I’m quite sure you know what these entail without me going into details. There is no backing down with these people. I am trying to have conversations and it’s falling on deaf ears. Nobody at the HOA or board I talk to has any experience in construction or pool maintenance. I contacted the pool companies for clarification and they all said there is no construction taking place. This is a maintenance item.

They have refurbished many pools. Recently, one in our community and none needed to fill out architectural forms . We are on hold and I am reaching out to you for assistance. Really hoping your insight may help us navigate with this HOA issue.

A: There are some fights worth fighting. In your case, you should just complete the architectural request and not delay any more time in repairing your pool. I would need to review your architectural guidelines for a more definitive response.

Q: I live in a HOA. When we bought the house, we were told that we could add on anything we wanted to do inside the four walls of the home. We got a pool table and put it in the garage.

The HOA did not exist at the time. The community association gave us approval in writing to do this. Then, after several months the HOA came on board, and they now say it is against the rules. Any comments.

A: If you have something in writing that allows you to use your garage as an entertainment area, the association should not be able to force you to make that change. If you have nothing in writing, you would need to check your CC&Rs to see if garages must only be used for the parking of vehicles.

Q: Our concern pertains to our last election for board members. There were four vacancies and only three candidates applied. Therefore, all three candidates were appointed and the last vacancy remains unfilled as of June 2021. Since there was not an official election as votes were not submitted, how long is the term for these “appointed” board of director members?

A: According to Nevada Revised Statute 116.31034 (5b), the three candidates are not considered appointed directors. The three candidates are “deemed duly elected” and would serve a two-year term. By law, you had an official election.

Q: Our HOA just had an election for one spot (of three) on the board. That spot is still controlled by the developer. The current owner board member has been on the board for two years and his term is up. The election ended up in a tie between two candidates (out of four). One being the current board member. The bylaws have nothing regarding what to do in this situation.

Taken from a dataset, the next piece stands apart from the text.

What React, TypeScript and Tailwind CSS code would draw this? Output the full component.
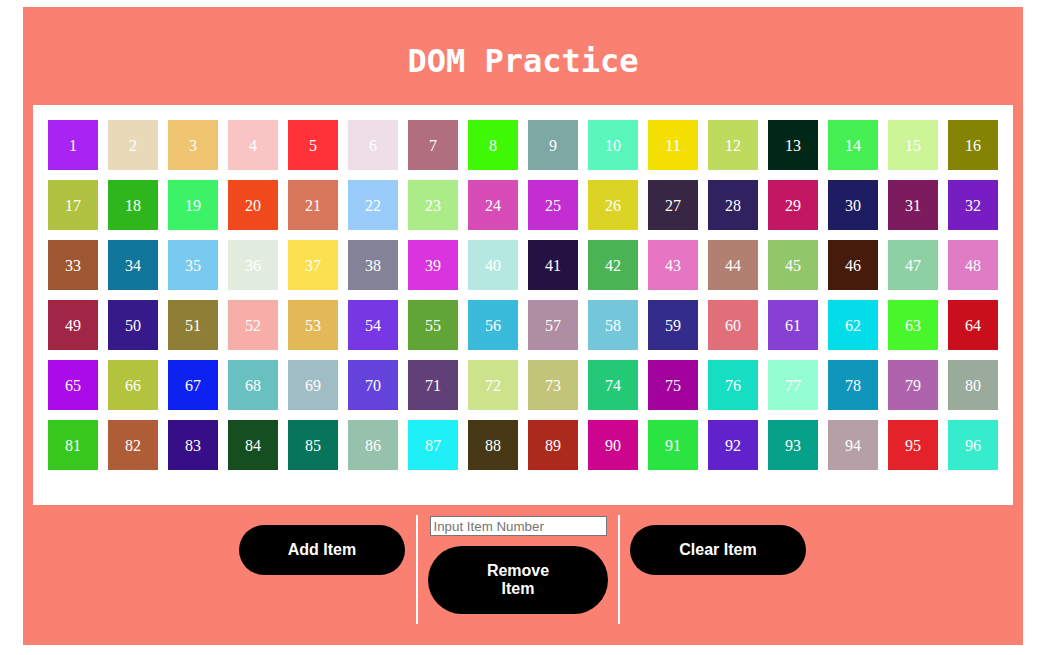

In addition, the community manager and her organization have never had this happen and don’t know what to do.

So now, they (the community manager and current board) are looking at two possibilities. One, have a runoff election. Two, enlarging the board from three to five and putting both of the candidates on the board. The developer will still have majority.

My questions:

What is the norm in this situation?

Many owners think there should be a runoff election, the winner goes on the board.

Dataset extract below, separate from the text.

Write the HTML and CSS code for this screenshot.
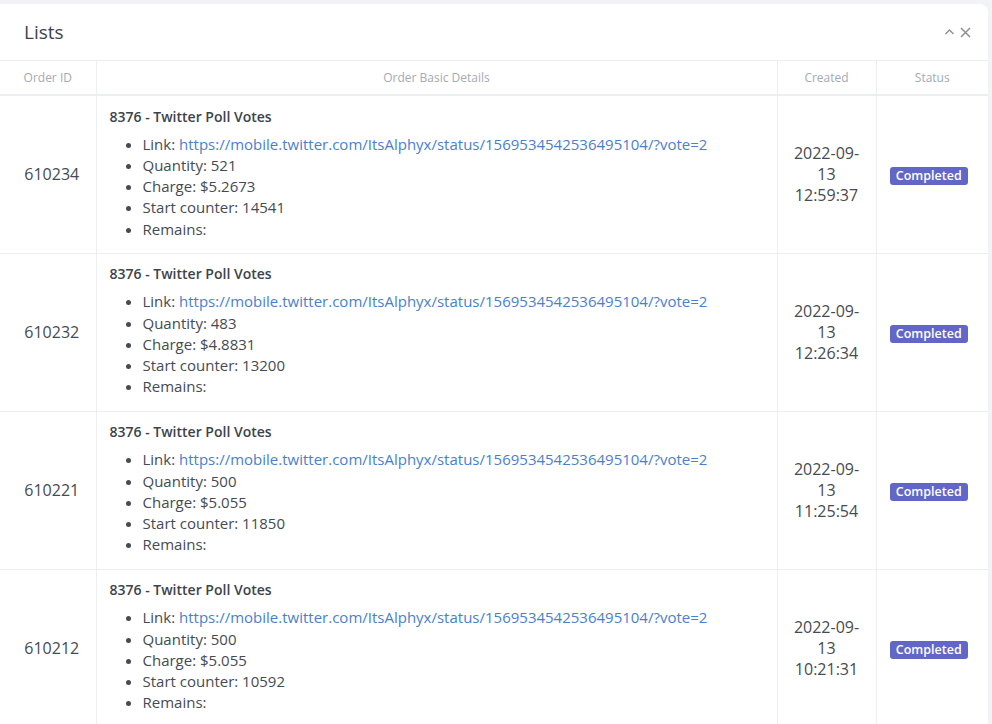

If any unit owner objects to enlarging the board and having both candidates go on the board, can it be done? After all this is not what the unit owners were voting on, they were voting for only one candidate.

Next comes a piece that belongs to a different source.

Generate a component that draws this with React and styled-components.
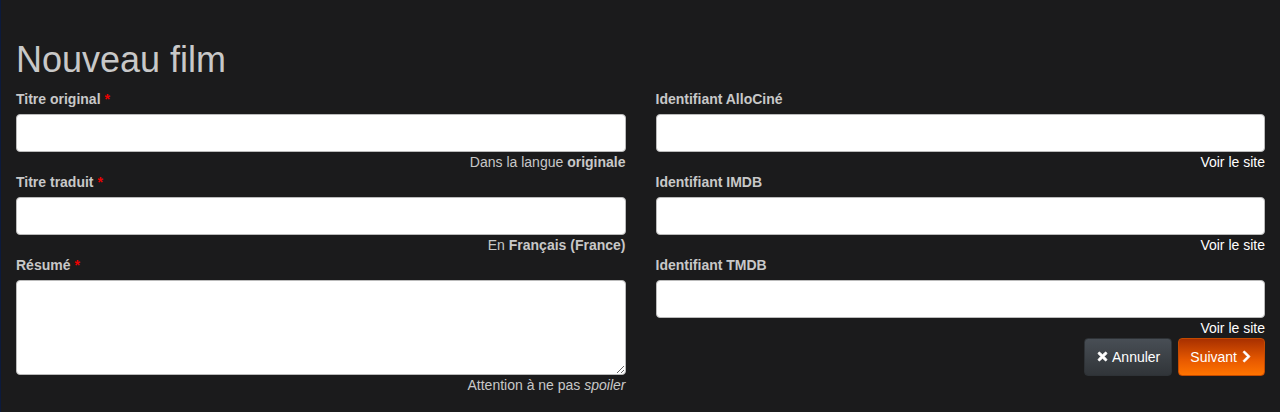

If the board is enlarged, shouldn’t there be another election so the owners can now vote for a second unit owner?

Appreciate your advice on this. We are now incurring legal fees, and the board member whose term is up is still on the board and privy to all the decisions. The community manager will not tell anyone what is being discussed.

A: Don’t laugh but NRS 293-400, allows the breaking of a tie by lots, or drawing from a deck of cards. Now, I don’t believe the Nevada Real Estate Division nor the candidates would want to draw cards. You can check with each candidate if they still are interested in running for the board (to avoid the additional mailing express). If both are still interested in running, you will need to send ballots to the homeowners and have a run-off election.

At this time, I would not recommend enlarging the board, which most likely would require a certain percentage of the owners to agree. Your action would be after the fact that the election had been held, which potentially could raise issues that the entire election be done over. Go with the run-off.